Terminator Salvation (2009)
Terminator: Salvation took the most overt departure from the series format to that point. Rather than focusing on the intimate war between humanity and one potential oppressive AI future in our present, it chose to pivot to John Connor’s apocalyptic world. For this outing Christian Bale assumes the role of Connor, a soldier struggling to convince the remaining military brass of his grasp of Skynet’s movements/motivations. Stalking the wasteland is Sam Worthington’s Marcus Wright, a cybernetic Mad Max, and proto father figure for Kyle Reese (Anton Yelchin).
The Connor storyline here is earnest and tiresome – despite the absolutely ripping cast and inventive action set-pieces. The wasteland and Wright’s wandering pursuit for answers is just the kind of bleak and ambivalent alternate perspective that an expanding series could use. It’s all too easy for folks to talk shit about McG’s Salvation (citing the director’s personality or Bale’s behind the scenes meltdown) but I’m not willing to totally write-off the film.
Terminator Genisys (2015)
Genisys presents perhaps the series most wasted opportunity yet. While Rise of the Machines and Salvation leant into John Connor, and ritualistically ignored Sarah, Genisys shows that you can’t go further into Sarah’s past to eliminate her before John could even be a glimmer on her horizon.
In retrospect, Genisys is an aspirational failure, rather than an elemental one. Firstly we get to see the moment that until that point we’ve been left to imagine: Skynet’s desperation to develop time travel and attempt to prevent their impending demise. Just before we travel back to a visually identical 1984 Los Angeles, Skynet abducts and infects John Connor with technology that makes him a machine. The saviour becomes a pawn to the architects of our demise. Unfortunately the whole enterprise is a little cute and glossy, and the ending is more like a silent fart than a firework.
She’ll Be Back – Terminator: Dark Fate (2019)

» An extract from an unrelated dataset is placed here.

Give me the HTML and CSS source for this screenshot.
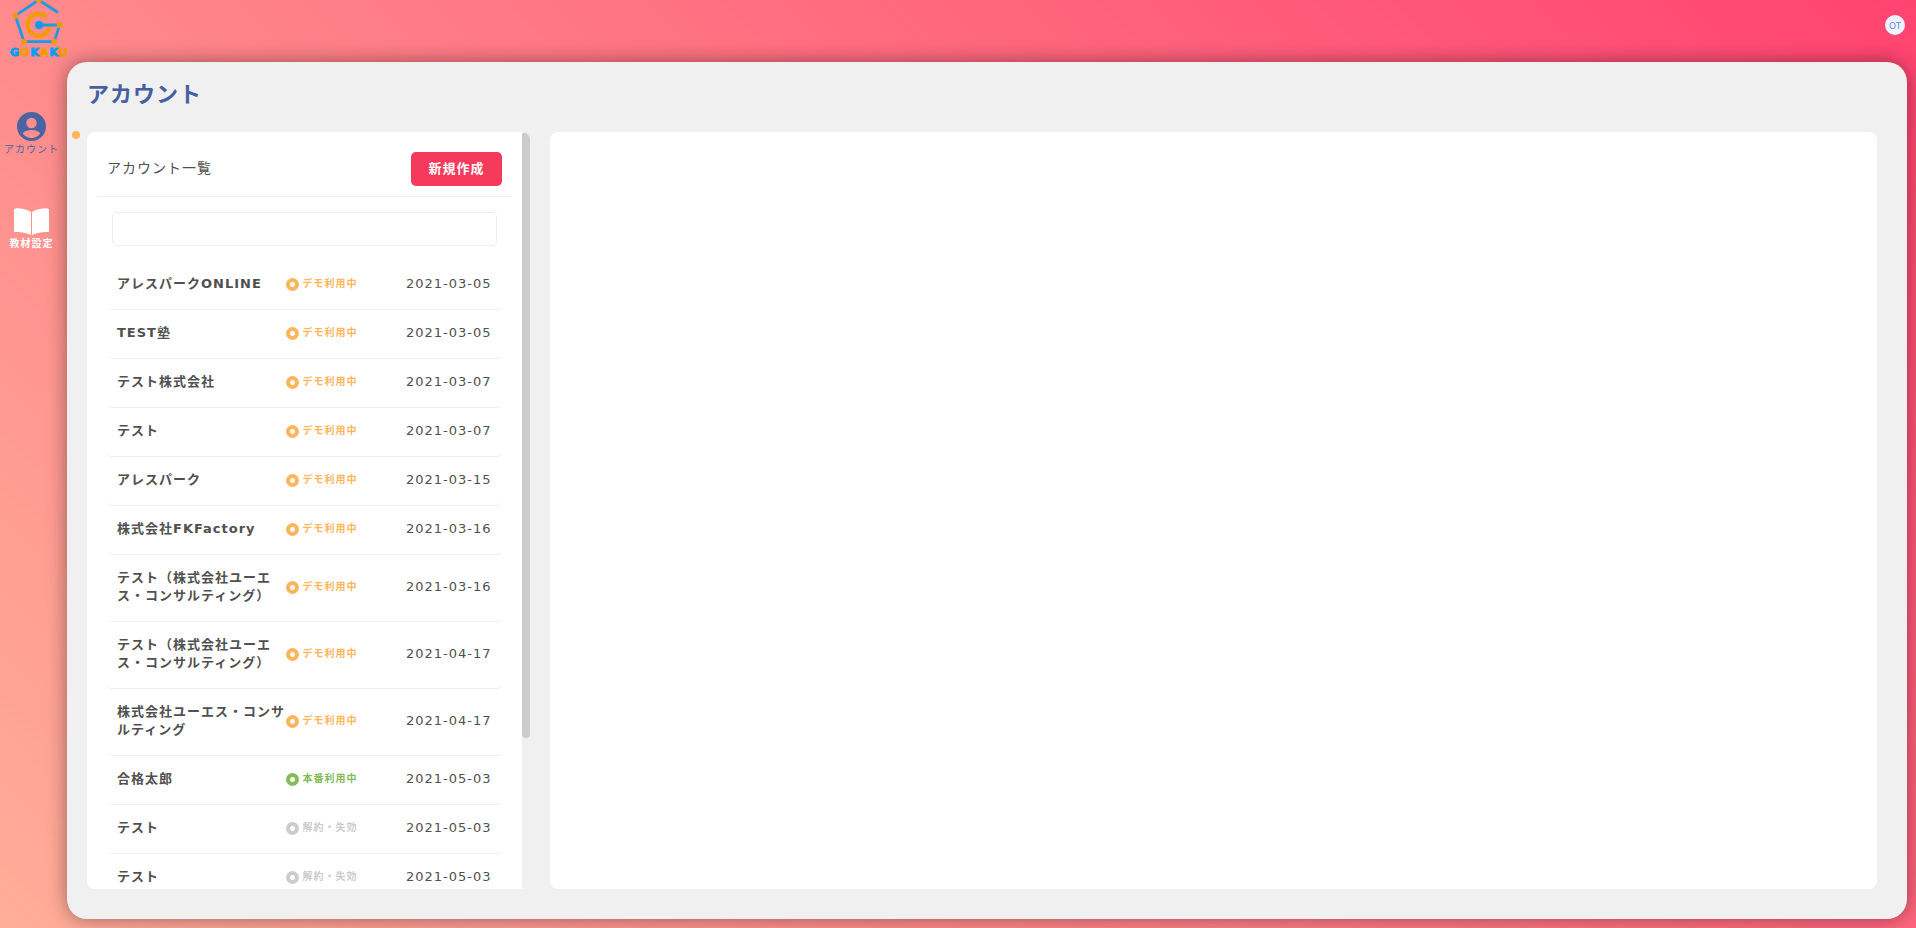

What we know about this film, we know from casting, stills and descriptions from yet to be released clips that played at CINEMA-CON earlier in the year. According to Indiewire, one of these clips featured a time-travelling Mackenzie Davis arriving in Mexico City and encountering police. The second sees Hamilton, as Sarah Connor, wielding a bazooka to assist Davis’ character in a scrap with two Terminators. Hamilton delivers the line “I’ll be back,” and the crowd reportedly went wild.
It’s refreshing to know that Sarah Connor is front and centre. It’s about damned time. It’s hard to think of any character who has gone through a better original film and sequel transition – both physical and psychological – then Hamilton.